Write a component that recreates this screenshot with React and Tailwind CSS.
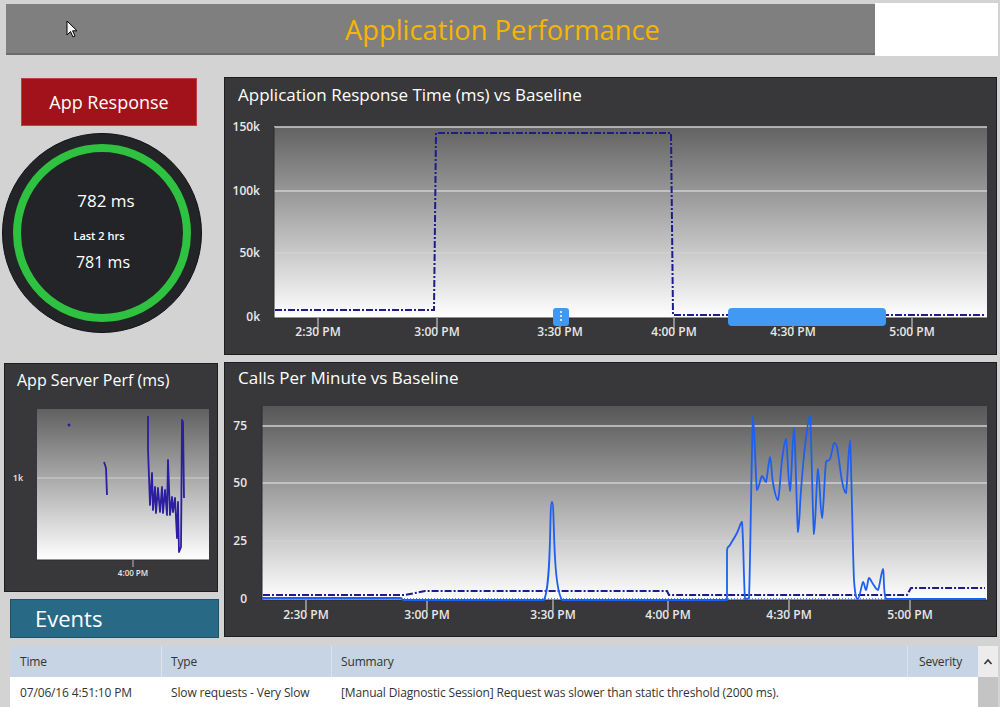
import React from 'react';

const font = { fontFamily: '"Open Sans", "Noto Sans", sans-serif' };

const clamp = (v, a, b) => Math.min(Math.max(v, Math.min(a, b)), Math.max(a, b));

// catmull-rom through the points, control points kept inside each segment's box
function smooth(str) {
  const p = str.split(' ').map((s) => s.split(',').map(Number));
  let d = `M${p[0][0]},${p[0][1]}`;
  for (let i = 0; i < p.length - 1; i++) {
    const a = p[i - 1] || p[i];
    const b = p[i];
    const c = p[i + 1];
    const e = p[i + 2] || c;
    const k = 6;
    const c1x = clamp(b[0] + (c[0] - a[0]) / k, b[0], c[0]);
    const c1y = clamp(b[1] + (c[1] - a[1]) / k, b[1], c[1]);
    const c2x = clamp(c[0] - (e[0] - b[0]) / k, b[0], c[0]);
    const c2y = clamp(c[1] - (e[1] - b[1]) / k, b[1], c[1]);
    d += ` C${c1x},${c1y} ${c2x},${c2y} ${c[0]},${c[1]}`;
  }
  return d;
}

function GridLines({ x1, x2, ys }) {
  return ys.map((y, i) => (
    <line key={i} x1={x1} x2={x2} y1={y} y2={y} stroke="#d0d0d0" strokeWidth="1.5" />
  ));
}

function XAxis({ ticks, y, labelY }) {
  return ticks.map(([x, label]) => (
    <g key={label}>
      <line x1={x} x2={x} y1={y} y2={y + 11} stroke="#a8a8a8" strokeWidth="1.5" />
      <text x={x} y={labelY} textAnchor="middle" fill="#e8e8e8" fontSize="12" fontWeight="600" style={font}>
        {label}
      </text>
    </g>
  ));
}

function YAxis({ items, x }) {
  return items.map(([y, label]) => (
    <text key={label} x={x} y={y + 4} textAnchor="end" fill="#e8e8e8" fontSize="12" fontWeight="600" style={font}>
      {label}
    </text>
  ));
}

function ResponseChart() {
  return (
    <svg width="771" height="238" viewBox="225 116 771 238" className="block">
      <defs>
        <linearGradient id="g1" x1="0" y1="0" x2="0" y2="1">
          <stop offset="0" stopColor="#626262" />
          <stop offset="1" stopColor="#ffffff" />
        </linearGradient>
      </defs>
      <rect x="274" y="127" width="713" height="191" fill="url(#g1)" />
      <GridLines x1={274} x2={987} ys={[127, 191, 253]} />
      <line x1="274" x2="987" y1="318" y2="318" stroke="#2a2a2a" strokeWidth="1" />
      <line x1="274" x2="274" y1="127" y2="318" stroke="#2a2a2a" strokeWidth="1" />
      <YAxis x={260} items={[[127, '150k'], [191, '100k'], [253, '50k'], [317, '0k']]} />
      <XAxis
        y={318}
        labelY={336}
        ticks={[[318, '2:30 PM'], [437, '3:00 PM'], [560, '3:30 PM'], [674, '4:00 PM'], [793, '4:30 PM'], [912, '5:00 PM']]}
      />
      <path
        d="M275,310 L434,310 L436,133 L671,133 L673,315 L985,315"
        fill="none"
        stroke="#1c1c8c"
        strokeWidth="2"
        strokeDasharray="7 2 2 2"
      />
      <rect x="553" y="308" width="16" height="18" rx="3" fill="#3f98f2" />
      <circle cx="561" cy="312" r="1" fill="#fff" />
      <circle cx="561" cy="316" r="1" fill="#fff" />
      <circle cx="561" cy="320" r="1" fill="#fff" />
      <rect x="728" y="308" width="140" height="18" rx="4" fill="#4299f3" />
      <rect x="862" y="308" width="24" height="18" rx="4" fill="#4299f3" />
    </svg>
  );
}

function CallsChart() {
  const blue =
    '262,598 400,598 404,600 544,600 552,502 562,600 727,600 727,551 730,545 737,533 742,522 745,599 749,598 753,417 757,490 762,476 766,482 770,457 773,483 778,500 782,460 786,439 790,491 794,428 798,532 801,490 805,446 810,416 814,534 818,469 822,518 826,462 830,459 834,443 837,447 842,481 846,493 850,441 854,580 858,599 863,582 866,590 869,578 873,584 878,590 883,569 886,599 986,599';
  return (
    <svg width="771" height="243" viewBox="225 393 771 243" className="block">
      <defs>
        <linearGradient id="g2" x1="0" y1="0" x2="0" y2="1">
          <stop offset="0" stopColor="#565656" />
          <stop offset="1" stopColor="#ffffff" />
        </linearGradient>
      </defs>
      <rect x="262" y="406" width="725" height="194" fill="url(#g2)" />
      <GridLines x1={262} x2={987} ys={[426, 483, 541]} />
      <line x1="262" x2="987" y1="600" y2="600" stroke="#2a2a2a" strokeWidth="1" />
      <line x1="262" x2="262" y1="406" y2="600" stroke="#2a2a2a" strokeWidth="1" />
      <YAxis x={247} items={[[426, '75'], [483, '50'], [541, '25'], [599, '0']]} />
      <XAxis
        y={600}
        labelY={619}
        ticks={[[306, '2:30 PM'], [427, '3:00 PM'], [553, '3:30 PM'], [668, '4:00 PM'], [789, '4:30 PM'], [910, '5:00 PM']]}
      />
      <path
        d="M263,595 L405,595 L425,591 L667,591 L669,595 L907,595 L911,588 L985,588"
        fill="none"
        stroke="#1c1c8c"
        strokeWidth="2"
        strokeDasharray="7 2 2 2"
      />
      <line x1="263" x2="985" y1="599" y2="599" stroke="#4a8cf5" strokeWidth="2" strokeDasharray="1 2" />
      <path d={smooth(blue)} fill="none" stroke="#1f5ff0" strokeWidth="1.8" strokeLinejoin="round" />
    </svg>
  );
}

function ServerChart() {
  const cluster =
    '148,416 148,449 150,505 152,473 153,510 155,487 156,513 158,488 160,512 162,487 163,513 165,490 167,515 168,460 170,515 172,497 173,512 175,498 177,538 178,502 179,552 181,547 182,420 183,422 184,498';
  return (
    <svg width="212" height="191" viewBox="5 400 212 191" className="block">
      <defs>
        <linearGradient id="g3" x1="0" y1="0" x2="0" y2="1">
          <stop offset="0" stopColor="#606060" />
          <stop offset="1" stopColor="#ffffff" />
        </linearGradient>
      </defs>
      <rect x="37" y="409" width="172" height="151" fill="url(#g3)" />
      <line x1="37" x2="209" y1="478" y2="478" stroke="#d0d0d0" strokeWidth="1.2" />
      <line x1="37" x2="209" y1="560" y2="560" stroke="#2a2a2a" strokeWidth="1" />
      <text x="18" y="481" textAnchor="middle" fill="#e8e8e8" fontSize="9" fontWeight="600" style={font}>1k</text>
      <line x1="133" x2="133" y1="560" y2="567" stroke="#a8a8a8" strokeWidth="1.2" />
      <text x="133" y="576" textAnchor="middle" fill="#e8e8e8" fontSize="8" fontWeight="600" style={font}>4:00 PM</text>
      <circle cx="69" cy="425" r="1.5" fill="#2c1ea0" />
      <polyline points="104,462 106,468 107,495" fill="none" stroke="#2c1ea0" strokeWidth="1.8" />
      <polyline points={cluster} fill="none" stroke="#2c1ea0" strokeWidth="1.8" strokeLinejoin="round" />
    </svg>
  );
}

export default function App() {
  return (
    <div className="w-[1000px] h-[707px] overflow-hidden bg-[#d3d3d3] relative" style={font}>
      {/* Header */}
      <div className="flex items-start pt-[3px]">
        <div className="ml-[6px] mt-[1px] w-[869px] h-[51px] bg-[#7f7f7f] border-b-2 border-[#6a6a6a] flex items-center pl-[339px] pt-[3px]">
          <span className="text-[27.3px] text-[#f7b500] leading-none">Application Performance</span>
        </div>
        <div className="w-[123px] h-[53px] bg-white" />
      </div>

      <div className="flex">
        {/* Left column */}
        <div className="w-[224px] flex flex-col">
          <div className="ml-[21px] mt-[22px] w-[176px] h-[48px] bg-[#a2121a] border border-[#c04040] flex items-center justify-center text-white text-[18px]">
            App Response
          </div>
          <div className="ml-[2px] mt-[7px] w-[200px] h-[200px] rounded-full bg-[#232428] border border-[#111] flex items-center justify-center">
            <div className="w-[178px] h-[178px] rounded-full border-[8px] border-[#2ec240] flex flex-col items-center justify-center text-white">
              <span className="text-[17px] ml-[8px] mt-[-4px]">782 ms</span>
              <span className="text-[11px] font-semibold mt-[14px] mr-[6px]">Last 2 hrs</span>
              <span className="text-[16px] mt-[6px] ml-[2px]">781 ms</span>
            </div>
          </div>
          <div className="ml-[4px] mt-[30px] w-[214px] h-[229px] bg-[#38383a] border border-[#1e1e1e]">
            <div className="h-[36px] pl-[12px] pt-[4px] text-white text-[16px]">App Server Perf (ms)</div>
            <ServerChart />
          </div>
          <div className="ml-[10px] mt-[7px] w-[209px] h-[39px] bg-[#286a85] border border-[#1d5268] flex items-center pl-[24px] text-white text-[22px]">
            Events
          </div>
        </div>

        {/* Right column */}
        <div className="flex flex-col">
          <div className="mt-[21px] w-[773px] h-[278px] bg-[#38383a] border border-[#1e1e1e]">
            <div className="h-[38px] pl-[13px] pt-[4px] text-white text-[17px]">Application Response Time (ms) vs Baseline</div>
            <ResponseChart />
          </div>
          <div className="mt-[7px] w-[773px] h-[275px] bg-[#38383a] border border-[#1e1e1e]">
            <div className="h-[30px] pl-[13px] pt-[2px] text-white text-[17px]">Calls Per Minute vs Baseline</div>
            <CallsChart />
          </div>
        </div>
      </div>

      {/* Events table */}
      <div className="flex mt-[8px] ml-[10px]">
        <div className="w-[968px] text-[12px] text-[#333] tracking-[-0.15px]">
          <div className="flex h-[31px] bg-[#c7d4e4] items-center">
            <div className="w-[152px] pl-[10px] border-r border-[#dbe3ee] h-full flex items-center">Time</div>
            <div className="w-[170px] pl-[9px] border-r border-[#dbe3ee] h-full flex items-center">Type</div>
            <div className="w-[576px] pl-[9px] border-r border-[#dbe3ee] h-full flex items-center">Summary</div>
            <div className="flex-1 pl-[11px] h-full flex items-center">Severity</div>
          </div>
          <div className="flex h-[31px] bg-white items-center">
            <div className="w-[152px] pl-[10px]">07/06/16 4:51:10 PM</div>
            <div className="w-[170px] pl-[9px]">Slow requests - Very Slow</div>
            <div className="w-[576px] pl-[9px]">[Manual Diagnostic Session] Request was slower than static threshold (2000 ms).</div>
          </div>
        </div>
        <div className="w-[20px] flex flex-col">
          <div className="h-[31px] bg-[#ececec] flex items-center justify-center">
            <svg width="10" height="8" viewBox="0 0 10 8">
              <path d="M1.5 6 L5 2 L8.5 6" fill="none" stroke="#333" strokeWidth="1.6" />
            </svg>
          </div>
          <div className="h-[31px] bg-[#c4c4c4]" />
        </div>
      </div>

      {/* Mouse cursor */}
      <svg className="absolute left-[66px] top-[20px]" width="12" height="19" viewBox="0 0 12 19">
        <path d="M1 1 L1 15 L4.5 11.5 L7 17 L9 16 L6.6 10.8 L11 10.8 Z" fill="#fff" stroke="#000" strokeWidth="1" />
      </svg>
    </div>
  );
}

Stated problem
In the material above, show every line where the word "React" turns up.

Full response
Write a component that recreates this screenshot with React and Tailwind CSS.
import React from 'react';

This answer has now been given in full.